By Swati Bhat and Siddhi Nayak
MUMBAI (Reuters) -India’s central bank barred four non-bank finance companies (NBFCs) from sanctioning and disbursing loans due to “usurious” pricing and for charging a significant mark-up over their funding costs, it said in a release on Thursday.
The restrictions on Asirvad Micro Finance, Arohan Financial Services, DMI Finance and Navi Finserv will be effective from the close of business on Oct. 21, the Reserve Bank of India (RBI) said.
The NBFCs’ pricing policies and the interest spread they charged over their cost of funds were found to be excessive and did not adhere to regulations, the RBI said.
The companies also did not adhere with the regulatory guidelines on assessment of household income of their microfinance loan borrowers and their repayment capability, the RBI said.
It also noted deviations in norms leading to ever-greening of loans and non-transparency in disclosing interest rates and fees to customers among other things.

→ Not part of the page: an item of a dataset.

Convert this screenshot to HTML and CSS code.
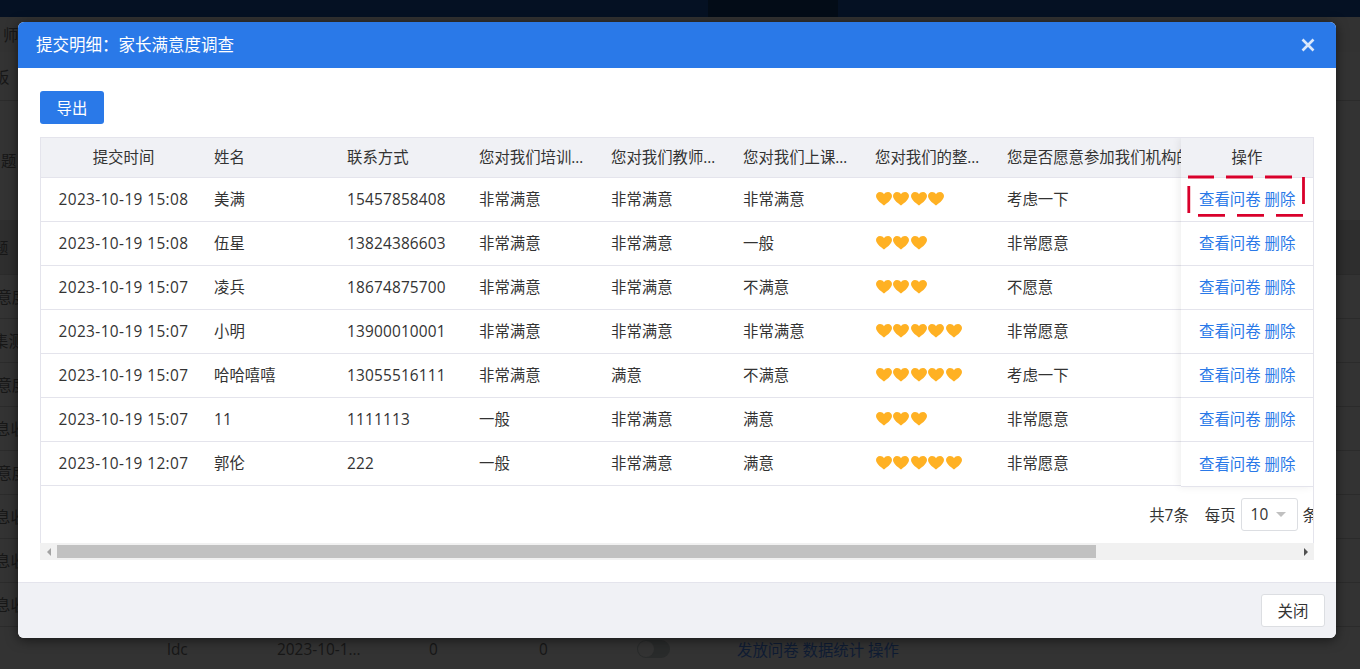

The companies continued with these practices despite the RBI asking them, over the last few months, to use their regulatory freedom responsibly and ensure fair, reasonable and transparent pricing, especially for small-value loans, the regulator said.
The ban does not preclude the companies from servicing existing customers and carrying out collection and recovery processes as per rules, the RBI said.
A spokesperson for Navi Finserv, started by Sachin Bansal, founder of Indian e-commerce giant Flipkart, said the company was reviewing the circular and was committed to addressing all concerns raised “promptly and effectively”.
Asirvad Micro Finance said in a statement its board has convened an urgent meeting to take immediate action with respect to the RBI order. The company is working on a “detailed plan” and will submit the same to the RBI within the stipulated timeline, it said.
DMI Finance and Arohan Financial did not immediately respond to Reuters requests for comments.
The RBI would review its decision once the companies confirm they have taken remedial action, it added.
Some Indian NBFCs are aggressively pursuing growth and chasing excessive returns on equity, which could pose financial stability risks, the central bank governor Shaktikanta Das said last week.
Over the past year, the RBI has warned the financial sector against “all forms of exuberance”, tightened rules for credit card and personal loans, made it more expensive for NBFCs to borrow from banks and imposed restrictions on non-compliant entities.
These steps have cooled overall bank loan growth across the sector to 13.6% in August from 15% a year ago.
Navi Finserv’s loan book stood at 80.37 billion rupees as of March end, and Arohan’s at 661.57 million rupees for the same period.
DMI Finance’s loan book totalled 118.43 billion rupees as of March end, while Asirvad’s, a unit of Manappuram Finance, stood at 1.03 billion rupees.